Every athlete has to face and conquer defeat in order to gain success and the Dubliner feels that she has gained valuable insights from her losses.

'That’s the greatest thing about losing is you learn...I haven’t come off a court yet on tour losing where I haven’t said "I need to improve on this" or "this is what I need to get better at". It’s a constant work in progress.'

As for next year, while funding continues to be an issue for Claffey like so many Irish players, she is trying to focus on what she can control on court.

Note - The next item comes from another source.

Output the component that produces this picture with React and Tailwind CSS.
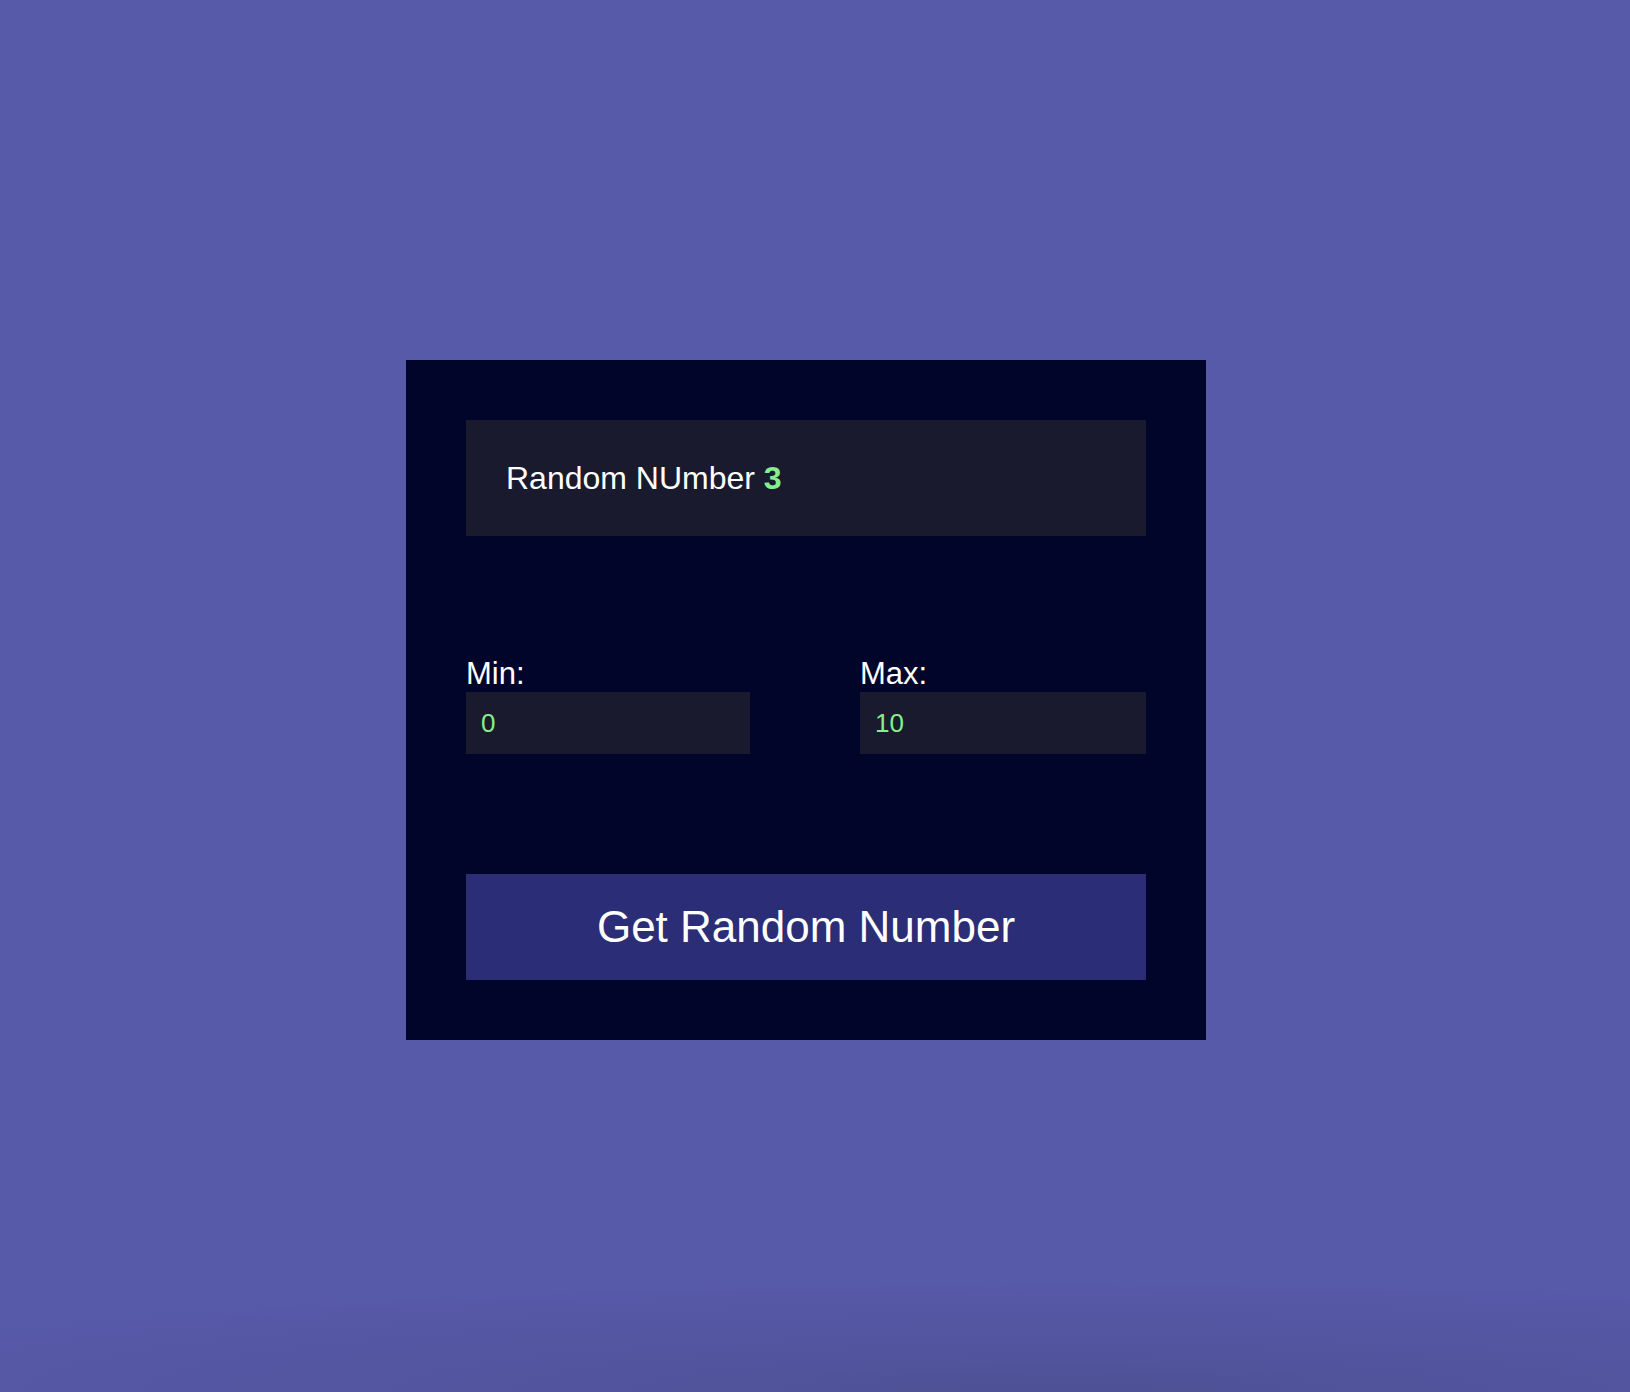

'I’m hoping to play 10s [$10,000 events] for the first three months because I don’t have any points to defend. So pick up as many points as I can, obviously my ranking will go up then. In April I’ll have to defend a few points but by then I want my ranking to be up high enough where I can start playing in 25s and then eventually 50s.'

'So depending on how the first three months go, that will kind of depict whether I play 25s or I play more 10s or I can move up and play the higher tournaments because that’s obviously my goal to be in the higher tier.'

National duty will also come calling as Ireland's Fed Cup team, relegated last season to Group III, start the 2016 campaign in April.

'Playing for my country is one of the most important things so I look forward to playing on the Fed Cup team again because it’s been two years since I’ve played.'

Currently 663 in the singles rankings, Claffey hopes to break the world's top 500 by April. Eventually, she hopes to break into the top 100 and compete at the grand slams. Lofty goals, but her first taste of tour life has certainly been encouraging.

‘When I look back now, if you had told me in April that you’re going to win a singles title, you’ll make five doubles finals, you’ll be the Irish no.1 by the end of the year, I think I probably would have taken that yeah!’